Yield Swerves as CBN Sells Treasury Bills at 14.50%

The average yield on the Nigerian Treasury Bills (NTB) swerve as the Central Bank sold 364-day bills for 14.50% at the primary market auction (PMA) conducted last week. This translates to a 150 basis point increase above the spot price offered in the previous auction when it settled at 13%.

While spot rates rise, the subscription level was unimpressive amidst tight liquidity in the financial system – short-term rates still remain heavily priced in the double-digit zone though there was an inflow into key market segments, according to data.  

Analysts said the financial system liquidity opened the week lower at ₦197.5 billion from the previous close of ₦332.7 billion as open buyback and the overnight rate remained steady at 16.3% and 16.5% respectively, according to Afrinvest.

MarketForces Africa reported that there was an inflow from bond coupon, OMO and T-bills maturities worth ₦69.5 billion, ₦30.0 billion and ₦240.3 billion respectively; boosting system liquidity to ₦357.1 billion at the end of the week.

Despite that N30 billion matured via the Open Market Operation (OMO), the market saw a strain in financial system liquidity and a resultant rise in NIBOR for overnight funds, 3 months and 12 months rose to 2 to 9.84% (from 9.76%), 11.14% (from 11.13%) and 16.73% (from 16.63%), respectively.

Consequently, the OPR rate fell 17 percentage points week on week to 16.2% while the overnight lending rate remained unchanged at 16.5%. At the CBN auction, investors’ interest was weak as all tenors were undersubscribed with bid-to-cover ratios settling at 0.07x, 0.18x and 0.83x. 

The auction result showed that CBN allotted N240.26 billion worth of T-bills which was noted to outweigh the N145.11 bills that matured via the primary market to investors at higher stop rates for all maturities.
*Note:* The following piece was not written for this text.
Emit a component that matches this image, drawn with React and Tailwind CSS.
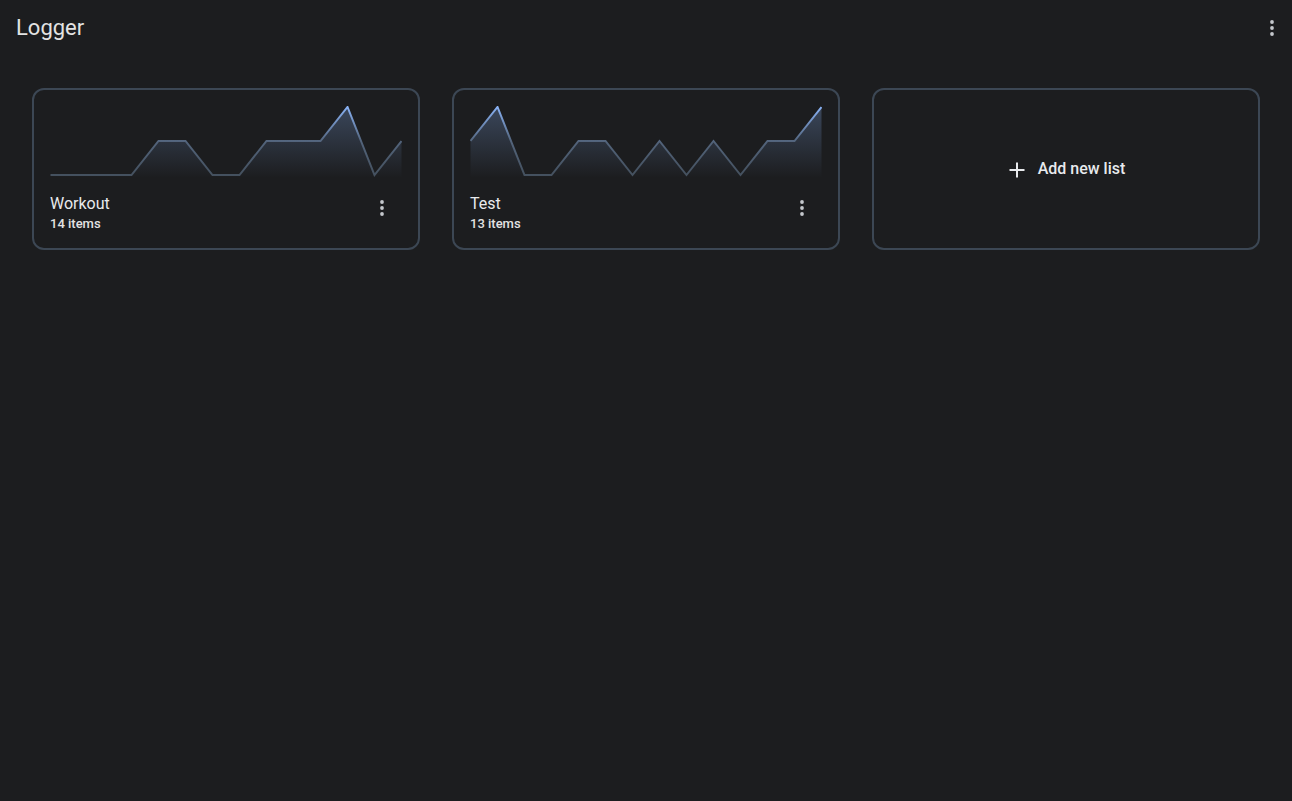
import React from "react";

const lists = [
	{ id: 1, name: "Workout", count: 14, values: [0, 0, 0, 0, 1, 1, 0, 0, 1, 1, 1, 2, 0, 1] },
	{ id: 2, name: "Test", count: 13, values: [1, 2, 0, 0, 1, 1, 0, 1, 0, 1, 0, 1, 1, 2] },
];

// Three vertical dots
const MoreVert = ({ className }) => (
	<svg width="20" height="20" viewBox="0 0 20 20" className={className}>
		<circle cx="10" cy="4" r="1.9" fill="currentColor" />
		<circle cx="10" cy="10" r="1.9" fill="currentColor" />
		<circle cx="10" cy="16" r="1.9" fill="currentColor" />
	</svg>
);

const levels = [69, 35, 1];

const Sparkline = ({ id, values }) => {
	const w = 352;
	const h = 72;
	const step = (w - 1) / (values.length - 1);
	const pts = values.map((v, i) => [0.5 + i * step, levels[v]]);
	const line = pts.map(([x, y], i) => `${i ? "L" : "M"}${x.toFixed(2)} ${y}`).join(" ");
	const area = `${line} L${pts[pts.length - 1][0].toFixed(2)} ${h} L0.5 ${h} Z`;

	return (
		<svg width={w} height={h} viewBox={`0 0 ${w} ${h}`} className="block shrink-0">
			<defs>
				<linearGradient id={`fill-${id}`} x1="0" y1="0" x2="0" y2={h} gradientUnits="userSpaceOnUse">
					<stop offset="0" stopColor="#8ab4f8" stopOpacity="0.28" />
					<stop offset="1" stopColor="#8ab4f8" stopOpacity="0" />
				</linearGradient>
				<linearGradient id={`stroke-${id}`} x1="0" y1="0" x2="0" y2={h} gradientUnits="userSpaceOnUse">
					<stop offset="0" stopColor="#8ab4f8" />
					<stop offset="0.5" stopColor="#52637a" />
					<stop offset="1" stopColor="#434f5c" />
				</linearGradient>
			</defs>
			<path d={area} fill={`url(#fill-${id})`} />
			<path d={line} fill="none" stroke={`url(#stroke-${id})`} strokeWidth="2" strokeLinejoin="miter" />
		</svg>
	);
};

const ListCard = ({ list }) => (
	<div className="h-[162px] rounded-xl border-2 border-[#3c4754] px-4 pt-4 flex flex-col">
		<Sparkline id={list.id} values={list.values} />
		<div className="mt-4 flex items-center justify-between">
			<div className="flex flex-col">
				<span className="text-base leading-[20px] text-[#e8eaed]">{list.name}</span>
				<span className="text-[13px] leading-[20px] font-medium text-[#e3e3e3]">{list.count} items</span>
			</div>
			<button className="mr-[10px] -mt-[12px] text-[#c4c7cc]">
				<MoreVert />
			</button>
		</div>
	</div>
);

const AddCard = () => (
	<button className="h-[162px] rounded-xl border-2 border-[#3c4754] flex items-center justify-center gap-[13px] text-[#e8eaed]">
		<svg width="16" height="16" viewBox="0 0 16 16" className="mt-px ml-[2px]">
			<path d="M8 0.5v15M0.5 8h15" stroke="currentColor" strokeWidth="2" />
		</svg>
		<span className="text-base font-medium">Add new list</span>
	</button>
);

const App = () => {
	return (
		<div className="min-h-screen bg-[#1c1d1f] font-['Roboto',sans-serif]">
			<header className="h-14 flex items-center justify-between pl-4 pr-[10px]">
				<h1 className="text-[22px] text-[#e3e3e3] -mt-[2px]">Logger</h1>
				<button className="text-[#c4c7cc]">
					<MoreVert />
				</button>
			</header>
			<main className="px-8 pt-8 grid grid-cols-3 gap-8">
				{lists.map((list) => (
					<ListCard key={list.id} list={list} />
				))}
				<AddCard />
			</main>
		</div>
	);
};

export default App;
READ: CBN Sells Nigerian Treasury Bills at 13% to Investors

Afrinvest sees that as reflective of the low level of liquidity in the system that chased short-term government securities. Specifically, stop rates for 91- day, 182-day and 364-day bills rose to 6.50% (from 6.47%), 8.05% (from 7.90%) and 14.50% (from 13.00%) respectively.

For the 91-day with ₦31.7 billion CBN offer, the subscription was ₦2.1 billion. The spot rate on the Treasury bills was priced at 6.5%. For 182-day bills, CBN offered ₦58.2 billion but the subscription level printed very lower at ₦10.6 billion at 8.1% spot price.

For 364-day, the apex bank offered to sell bills worth ₦150.3 billion but received ₦97.3 billion as a subscription with a stop rate of 14.5%.  In the treasury bills secondary market, the performance was bullish as the average yield across benchmark tenors trended lower, down 100 basis points to close at 11.4%.

Traders said the average yields across instruments fell especially at the medium and long end of the curve due to retail demand despite little volumes.  The medium-term instrument enjoyed the most buying interest as yields declined 224 basis points week on week to 8.4% while the long-term instrument dipped 74 basis points to 14.7%.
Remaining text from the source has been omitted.